Write out the whole of the material exactly.

- _Given material_:
┄┄┄┄┄┄┄┄┄┄┄┄┄┄┄┄┄┄┄┄

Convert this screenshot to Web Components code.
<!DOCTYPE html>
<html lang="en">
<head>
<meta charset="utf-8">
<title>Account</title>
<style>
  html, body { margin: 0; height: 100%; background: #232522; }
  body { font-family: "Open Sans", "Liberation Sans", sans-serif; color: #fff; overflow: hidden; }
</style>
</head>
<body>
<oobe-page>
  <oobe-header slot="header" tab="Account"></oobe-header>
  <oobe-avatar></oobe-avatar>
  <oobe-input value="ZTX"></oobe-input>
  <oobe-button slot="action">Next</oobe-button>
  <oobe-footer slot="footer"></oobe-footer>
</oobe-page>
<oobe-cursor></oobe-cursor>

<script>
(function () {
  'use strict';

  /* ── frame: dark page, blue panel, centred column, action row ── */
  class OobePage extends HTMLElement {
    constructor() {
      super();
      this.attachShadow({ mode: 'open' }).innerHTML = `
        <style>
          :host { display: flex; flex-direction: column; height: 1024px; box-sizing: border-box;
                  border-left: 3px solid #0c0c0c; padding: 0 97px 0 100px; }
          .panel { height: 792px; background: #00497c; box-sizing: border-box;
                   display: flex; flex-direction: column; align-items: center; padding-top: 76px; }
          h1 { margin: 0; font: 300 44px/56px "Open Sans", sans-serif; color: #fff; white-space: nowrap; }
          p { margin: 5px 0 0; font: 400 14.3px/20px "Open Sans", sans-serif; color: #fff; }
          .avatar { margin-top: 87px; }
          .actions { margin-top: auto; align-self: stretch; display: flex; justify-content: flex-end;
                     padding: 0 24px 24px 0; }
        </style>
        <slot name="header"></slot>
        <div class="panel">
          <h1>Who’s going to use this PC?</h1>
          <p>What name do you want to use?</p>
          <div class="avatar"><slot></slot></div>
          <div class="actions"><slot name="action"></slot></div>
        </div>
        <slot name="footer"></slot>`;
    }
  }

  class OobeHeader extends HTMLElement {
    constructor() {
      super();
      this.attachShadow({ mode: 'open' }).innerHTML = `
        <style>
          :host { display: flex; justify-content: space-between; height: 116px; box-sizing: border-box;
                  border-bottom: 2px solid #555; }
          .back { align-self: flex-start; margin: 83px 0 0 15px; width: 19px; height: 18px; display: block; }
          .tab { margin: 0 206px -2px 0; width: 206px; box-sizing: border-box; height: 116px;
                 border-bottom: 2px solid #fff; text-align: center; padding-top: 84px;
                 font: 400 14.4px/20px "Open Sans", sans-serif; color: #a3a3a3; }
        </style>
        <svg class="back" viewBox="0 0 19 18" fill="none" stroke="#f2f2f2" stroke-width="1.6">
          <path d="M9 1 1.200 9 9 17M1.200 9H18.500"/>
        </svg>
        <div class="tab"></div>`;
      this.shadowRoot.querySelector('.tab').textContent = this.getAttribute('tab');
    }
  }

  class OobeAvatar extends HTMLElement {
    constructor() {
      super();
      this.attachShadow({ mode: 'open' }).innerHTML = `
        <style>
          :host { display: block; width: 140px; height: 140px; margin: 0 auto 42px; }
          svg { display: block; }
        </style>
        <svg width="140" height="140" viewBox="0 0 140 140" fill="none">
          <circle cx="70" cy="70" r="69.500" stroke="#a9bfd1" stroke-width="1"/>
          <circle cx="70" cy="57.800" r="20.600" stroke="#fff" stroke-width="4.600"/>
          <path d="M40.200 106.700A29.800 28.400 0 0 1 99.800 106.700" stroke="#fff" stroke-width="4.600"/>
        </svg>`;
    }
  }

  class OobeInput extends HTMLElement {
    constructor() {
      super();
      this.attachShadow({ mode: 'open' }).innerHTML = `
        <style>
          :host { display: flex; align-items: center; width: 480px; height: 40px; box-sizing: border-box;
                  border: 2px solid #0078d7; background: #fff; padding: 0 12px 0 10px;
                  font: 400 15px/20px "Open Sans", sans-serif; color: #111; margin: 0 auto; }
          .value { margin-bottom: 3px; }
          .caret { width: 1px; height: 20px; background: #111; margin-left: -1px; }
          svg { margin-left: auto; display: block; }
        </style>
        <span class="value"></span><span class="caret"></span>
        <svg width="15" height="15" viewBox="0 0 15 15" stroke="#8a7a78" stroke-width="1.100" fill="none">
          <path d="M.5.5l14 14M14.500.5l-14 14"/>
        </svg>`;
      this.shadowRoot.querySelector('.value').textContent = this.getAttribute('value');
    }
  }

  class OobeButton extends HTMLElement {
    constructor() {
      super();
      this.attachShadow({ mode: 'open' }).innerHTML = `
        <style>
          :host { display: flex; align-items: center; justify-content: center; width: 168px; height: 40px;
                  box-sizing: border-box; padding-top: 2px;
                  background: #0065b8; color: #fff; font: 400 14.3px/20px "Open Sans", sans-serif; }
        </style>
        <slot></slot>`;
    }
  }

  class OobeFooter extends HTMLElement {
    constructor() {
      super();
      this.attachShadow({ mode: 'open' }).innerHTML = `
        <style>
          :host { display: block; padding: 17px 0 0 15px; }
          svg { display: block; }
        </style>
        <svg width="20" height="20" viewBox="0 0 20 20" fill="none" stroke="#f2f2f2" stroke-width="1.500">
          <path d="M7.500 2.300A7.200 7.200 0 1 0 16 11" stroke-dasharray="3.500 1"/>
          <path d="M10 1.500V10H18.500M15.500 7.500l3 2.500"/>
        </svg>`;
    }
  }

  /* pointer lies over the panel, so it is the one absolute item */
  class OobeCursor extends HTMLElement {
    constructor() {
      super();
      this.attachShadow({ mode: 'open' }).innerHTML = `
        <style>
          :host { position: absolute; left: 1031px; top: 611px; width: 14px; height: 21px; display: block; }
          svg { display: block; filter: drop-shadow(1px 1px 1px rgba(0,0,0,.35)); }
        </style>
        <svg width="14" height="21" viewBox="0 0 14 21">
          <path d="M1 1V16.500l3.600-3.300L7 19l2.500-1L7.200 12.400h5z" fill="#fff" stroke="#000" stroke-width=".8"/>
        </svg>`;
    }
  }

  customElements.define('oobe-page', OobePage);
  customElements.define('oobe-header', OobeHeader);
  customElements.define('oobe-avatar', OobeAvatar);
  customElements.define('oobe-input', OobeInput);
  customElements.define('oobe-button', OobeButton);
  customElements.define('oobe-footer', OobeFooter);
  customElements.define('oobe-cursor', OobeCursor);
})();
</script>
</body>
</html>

┄┄┄┄┄┄┄┄┄┄┄┄┄┄┄┄┄┄┄┄

- _Exercise answer_:
Convert this screenshot to Web Components code.
<!DOCTYPE html>
<html lang="en">
<head>
<meta charset="utf-8">
<title>Account</title>
<style>
  html, body { margin: 0; height: 100%; background: #232522; }
  body { font-family: "Open Sans", "Liberation Sans", sans-serif; color: #fff; overflow: hidden; }
</style>
</head>
<body>
<oobe-page>
  <oobe-header slot="header" tab="Account"></oobe-header>
  <oobe-avatar></oobe-avatar>
  <oobe-input value="ZTX"></oobe-input>
  <oobe-button slot="action">Next</oobe-button>
  <oobe-footer slot="footer"></oobe-footer>
</oobe-page>
<oobe-cursor></oobe-cursor>

<script>
(function () {
  'use strict';

  /* ── frame: dark page, blue panel, centred column, action row ── */
  class OobePage extends HTMLElement {
    constructor() {
      super();
      this.attachShadow({ mode: 'open' }).innerHTML = `
        <style>
          :host { display: flex; flex-direction: column; height: 1024px; box-sizing: border-box;
                  border-left: 3px solid #0c0c0c; padding: 0 97px 0 100px; }
          .panel { height: 792px; background: #00497c; box-sizing: border-box;
                   display: flex; flex-direction: column; align-items: center; padding-top: 76px; }
          h1 { margin: 0; font: 300 44px/56px "Open Sans", sans-serif; color: #fff; white-space: nowrap; }
          p { margin: 5px 0 0; font: 400 14.3px/20px "Open Sans", sans-serif; color: #fff; }
          .avatar { margin-top: 87px; }
          .actions { margin-top: auto; align-self: stretch; display: flex; justify-content: flex-end;
                     padding: 0 24px 24px 0; }
        </style>
        <slot name="header"></slot>
        <div class="panel">
          <h1>Who’s going to use this PC?</h1>
          <p>What name do you want to use?</p>
          <div class="avatar"><slot></slot></div>
          <div class="actions"><slot name="action"></slot></div>
        </div>
        <slot name="footer"></slot>`;
    }
  }

  class OobeHeader extends HTMLElement {
    constructor() {
      super();
      this.attachShadow({ mode: 'open' }).innerHTML = `
        <style>
          :host { display: flex; justify-content: space-between; height: 116px; box-sizing: border-box;
                  border-bottom: 2px solid #555; }
          .back { align-self: flex-start; margin: 83px 0 0 15px; width: 19px; height: 18px; display: block; }
          .tab { margin: 0 206px -2px 0; width: 206px; box-sizing: border-box; height: 116px;
                 border-bottom: 2px solid #fff; text-align: center; padding-top: 84px;
                 font: 400 14.4px/20px "Open Sans", sans-serif; color: #a3a3a3; }
        </style>
        <svg class="back" viewBox="0 0 19 18" fill="none" stroke="#f2f2f2" stroke-width="1.6">
          <path d="M9 1 1.200 9 9 17M1.200 9H18.500"/>
        </svg>
        <div class="tab"></div>`;
      this.shadowRoot.querySelector('.tab').textContent = this.getAttribute('tab');
    }
  }

  class OobeAvatar extends HTMLElement {
    constructor() {
      super();
      this.attachShadow({ mode: 'open' }).innerHTML = `
        <style>
          :host { display: block; width: 140px; height: 140px; margin: 0 auto 42px; }
          svg { display: block; }
        </style>
        <svg width="140" height="140" viewBox="0 0 140 140" fill="none">
          <circle cx="70" cy="70" r="69.500" stroke="#a9bfd1" stroke-width="1"/>
          <circle cx="70" cy="57.800" r="20.600" stroke="#fff" stroke-width="4.600"/>
          <path d="M40.200 106.700A29.800 28.400 0 0 1 99.800 106.700" stroke="#fff" stroke-width="4.600"/>
        </svg>`;
    }
  }

  class OobeInput extends HTMLElement {
    constructor() {
      super();
      this.attachShadow({ mode: 'open' }).innerHTML = `
        <style>
          :host { display: flex; align-items: center; width: 480px; height: 40px; box-sizing: border-box;
                  border: 2px solid #0078d7; background: #fff; padding: 0 12px 0 10px;
                  font: 400 15px/20px "Open Sans", sans-serif; color: #111; margin: 0 auto; }
          .value { margin-bottom: 3px; }
          .caret { width: 1px; height: 20px; background: #111; margin-left: -1px; }
          svg { margin-left: auto; display: block; }
        </style>
        <span class="value"></span><span class="caret"></span>
        <svg width="15" height="15" viewBox="0 0 15 15" stroke="#8a7a78" stroke-width="1.100" fill="none">
          <path d="M.5.5l14 14M14.500.5l-14 14"/>
        </svg>`;
      this.shadowRoot.querySelector('.value').textContent = this.getAttribute('value');
    }
  }

  class OobeButton extends HTMLElement {
    constructor() {
      super();
      this.attachShadow({ mode: 'open' }).innerHTML = `
        <style>
          :host { display: flex; align-items: center; justify-content: center; width: 168px; height: 40px;
                  box-sizing: border-box; padding-top: 2px;
                  background: #0065b8; color: #fff; font: 400 14.3px/20px "Open Sans", sans-serif; }
        </style>
        <slot></slot>`;
    }
  }

  class OobeFooter extends HTMLElement {
    constructor() {
      super();
      this.attachShadow({ mode: 'open' }).innerHTML = `
        <style>
          :host { display: block; padding: 17px 0 0 15px; }
          svg { display: block; }
        </style>
        <svg width="20" height="20" viewBox="0 0 20 20" fill="none" stroke="#f2f2f2" stroke-width="1.500">
          <path d="M7.500 2.300A7.200 7.200 0 1 0 16 11" stroke-dasharray="3.500 1"/>
          <path d="M10 1.500V10H18.500M15.500 7.500l3 2.500"/>
        </svg>`;
    }
  }

  /* pointer lies over the panel, so it is the one absolute item */
  class OobeCursor extends HTMLElement {
    constructor() {
      super();
      this.attachShadow({ mode: 'open' }).innerHTML = `
        <style>
          :host { position: absolute; left: 1031px; top: 611px; width: 14px; height: 21px; display: block; }
          svg { display: block; filter: drop-shadow(1px 1px 1px rgba(0,0,0,.35)); }
        </style>
        <svg width="14" height="21" viewBox="0 0 14 21">
          <path d="M1 1V16.500l3.600-3.300L7 19l2.500-1L7.200 12.400h5z" fill="#fff" stroke="#000" stroke-width=".8"/>
        </svg>`;
    }
  }

  customElements.define('oobe-page', OobePage);
  customElements.define('oobe-header', OobeHeader);
  customElements.define('oobe-avatar', OobeAvatar);
  customElements.define('oobe-input', OobeInput);
  customElements.define('oobe-button', OobeButton);
  customElements.define('oobe-footer', OobeFooter);
  customElements.define('oobe-cursor', OobeCursor);
})();
</script>
</body>
</html>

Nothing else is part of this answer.